Acórdão nº 08A2357 de Supremo Tribunal de Justiça (Portugal), 16 de Outubro de 2008

Magistrado ResponsávelMOREIRA ALVES
Data da Resolução16 de Outubro de 2008
EmissorSupremo Tribunal de Justiça (Portugal)

Relatório No Tribunal Judicial da Comarca do Porto., AA, intentou a presente acção de reivindicação, com processo ordinário, contra, BB; Alegando resumidamente: - O A. é dono e legítimo possuidor de um conjunto de bens móveis (mobiliário e objectos de decoração) que descrimina.

Tais bens foram legados ao A. por morte do seu anterior proprietário, ou foram pelo A. adquiridos na Alemanha, constituindo o recheio da habitação que possuía em Munique; - Em meados de 1990, o A. deixou de residir na Alemanha e fixou-se em Portugal, num apartamento situado na Rua ....- Porto; - Até meados de 1993 os referidos bens do A. estiveram guardados nas instalações pertencentes a uma sociedade da família; - Em finais de 1993, a referida sociedade foi trespassada e os móveis foram retirados das suas instalações.
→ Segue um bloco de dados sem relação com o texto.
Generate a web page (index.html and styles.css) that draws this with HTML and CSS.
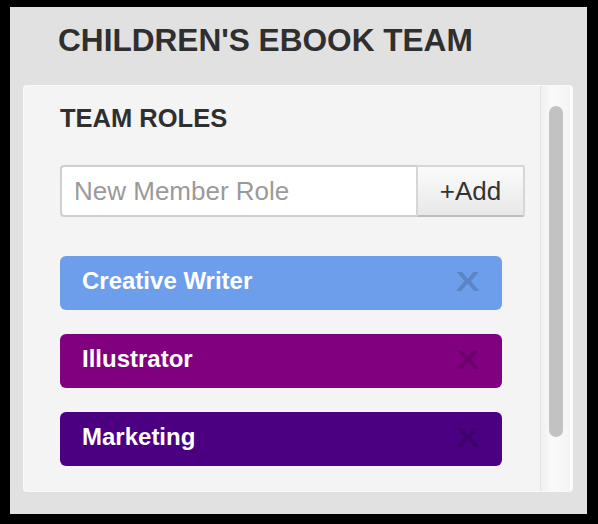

- Nessa altura o irmão do A., CC (entretanto falecido) e a esposa deste, ora Ré, prontificaram-se a guardar temporariamente os referidos bens do A.

- Então o A. entregou-os ao seu mencionado irmão e cunhada para que estes os guardassem.

- Entretanto, já após o falecimento do irmão do A., este solicitou à Ré a restituição dos móveis, recusando-se esta a fazê-lo.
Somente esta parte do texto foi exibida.